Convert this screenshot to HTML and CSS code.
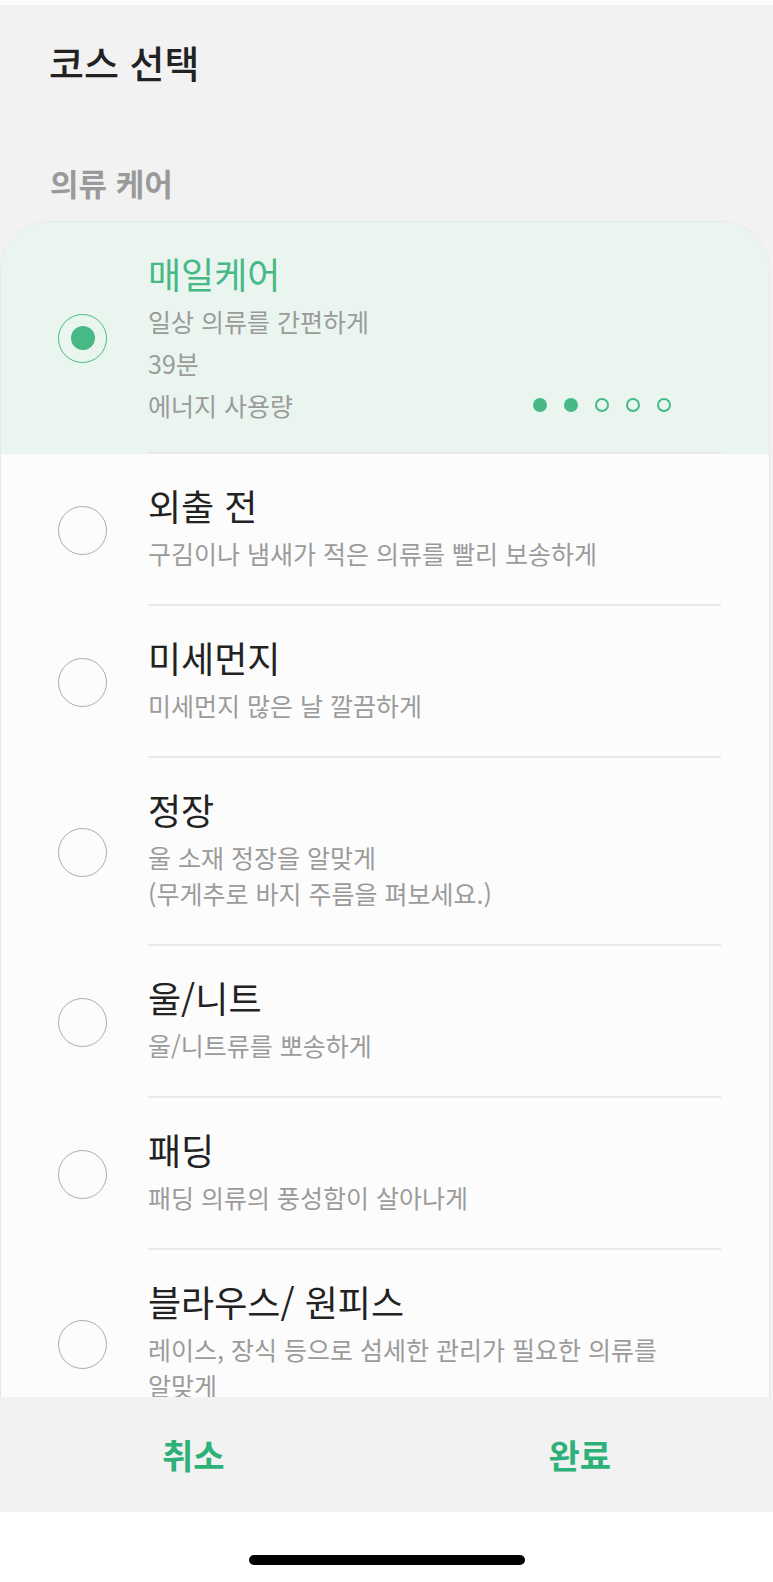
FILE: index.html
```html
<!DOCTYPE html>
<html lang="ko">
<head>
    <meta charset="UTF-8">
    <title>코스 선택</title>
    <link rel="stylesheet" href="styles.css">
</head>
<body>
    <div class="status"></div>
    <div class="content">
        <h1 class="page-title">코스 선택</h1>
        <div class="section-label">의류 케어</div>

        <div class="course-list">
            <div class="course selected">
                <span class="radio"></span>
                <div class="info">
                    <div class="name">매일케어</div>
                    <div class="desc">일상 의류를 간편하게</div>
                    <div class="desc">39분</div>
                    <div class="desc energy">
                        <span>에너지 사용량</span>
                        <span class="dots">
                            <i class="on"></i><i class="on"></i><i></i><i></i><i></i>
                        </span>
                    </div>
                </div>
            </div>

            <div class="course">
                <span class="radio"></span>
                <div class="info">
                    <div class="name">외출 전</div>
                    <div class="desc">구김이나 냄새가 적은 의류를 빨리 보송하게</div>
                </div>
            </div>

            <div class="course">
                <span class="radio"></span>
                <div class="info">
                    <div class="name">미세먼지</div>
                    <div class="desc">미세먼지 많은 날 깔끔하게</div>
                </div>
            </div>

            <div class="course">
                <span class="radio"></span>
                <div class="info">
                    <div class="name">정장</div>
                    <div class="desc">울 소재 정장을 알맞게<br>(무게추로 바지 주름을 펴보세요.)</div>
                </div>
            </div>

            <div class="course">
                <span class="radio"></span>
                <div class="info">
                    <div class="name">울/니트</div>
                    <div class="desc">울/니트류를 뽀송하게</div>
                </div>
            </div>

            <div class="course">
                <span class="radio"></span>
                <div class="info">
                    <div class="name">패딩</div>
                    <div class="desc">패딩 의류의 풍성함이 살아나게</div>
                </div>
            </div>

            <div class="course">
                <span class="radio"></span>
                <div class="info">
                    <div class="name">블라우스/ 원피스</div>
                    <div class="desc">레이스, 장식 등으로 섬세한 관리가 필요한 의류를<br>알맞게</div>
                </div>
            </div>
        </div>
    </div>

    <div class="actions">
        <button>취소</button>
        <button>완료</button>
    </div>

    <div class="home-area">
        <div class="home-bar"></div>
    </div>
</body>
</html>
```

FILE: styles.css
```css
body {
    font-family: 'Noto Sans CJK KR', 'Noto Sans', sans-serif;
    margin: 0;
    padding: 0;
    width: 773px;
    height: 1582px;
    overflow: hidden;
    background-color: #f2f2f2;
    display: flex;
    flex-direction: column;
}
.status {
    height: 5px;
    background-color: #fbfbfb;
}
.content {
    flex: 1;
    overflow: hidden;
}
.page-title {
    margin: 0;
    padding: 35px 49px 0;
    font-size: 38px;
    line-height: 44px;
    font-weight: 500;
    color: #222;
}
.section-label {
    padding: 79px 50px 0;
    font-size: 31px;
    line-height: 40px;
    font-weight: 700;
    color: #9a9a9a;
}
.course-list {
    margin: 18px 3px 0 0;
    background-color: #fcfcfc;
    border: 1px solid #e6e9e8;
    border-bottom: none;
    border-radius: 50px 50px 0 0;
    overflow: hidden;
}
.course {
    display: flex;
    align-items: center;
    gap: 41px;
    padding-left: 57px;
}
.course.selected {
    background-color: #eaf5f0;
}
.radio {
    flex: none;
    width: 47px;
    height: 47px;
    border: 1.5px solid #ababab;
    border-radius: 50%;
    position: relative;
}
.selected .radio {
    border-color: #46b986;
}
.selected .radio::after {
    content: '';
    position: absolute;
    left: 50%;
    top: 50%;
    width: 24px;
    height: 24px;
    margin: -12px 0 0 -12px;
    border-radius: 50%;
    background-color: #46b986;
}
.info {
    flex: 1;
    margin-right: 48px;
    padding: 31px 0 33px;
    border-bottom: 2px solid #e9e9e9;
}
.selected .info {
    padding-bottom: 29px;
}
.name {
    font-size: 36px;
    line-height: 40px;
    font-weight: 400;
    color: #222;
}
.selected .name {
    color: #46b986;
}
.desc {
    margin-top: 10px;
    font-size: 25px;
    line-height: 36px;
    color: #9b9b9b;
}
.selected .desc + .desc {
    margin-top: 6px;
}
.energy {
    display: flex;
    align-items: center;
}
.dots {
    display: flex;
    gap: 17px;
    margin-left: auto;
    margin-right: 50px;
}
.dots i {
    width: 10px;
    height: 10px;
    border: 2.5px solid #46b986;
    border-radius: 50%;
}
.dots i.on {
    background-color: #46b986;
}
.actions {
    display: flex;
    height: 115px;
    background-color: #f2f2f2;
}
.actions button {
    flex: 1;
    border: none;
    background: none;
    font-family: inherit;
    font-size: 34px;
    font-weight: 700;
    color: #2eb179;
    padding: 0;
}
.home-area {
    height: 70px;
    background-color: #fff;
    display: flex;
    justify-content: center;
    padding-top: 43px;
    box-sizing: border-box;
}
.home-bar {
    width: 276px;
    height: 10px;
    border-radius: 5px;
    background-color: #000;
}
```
==
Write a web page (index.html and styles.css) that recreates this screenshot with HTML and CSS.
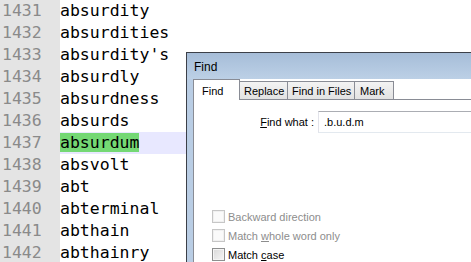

Given request:
Read the data above and pull out each line that holds the string "screenshot".

Task response:
Convert this screenshot to HTML and CSS code.
Write a web page (index.html and styles.css) that recreates this screenshot with HTML and CSS.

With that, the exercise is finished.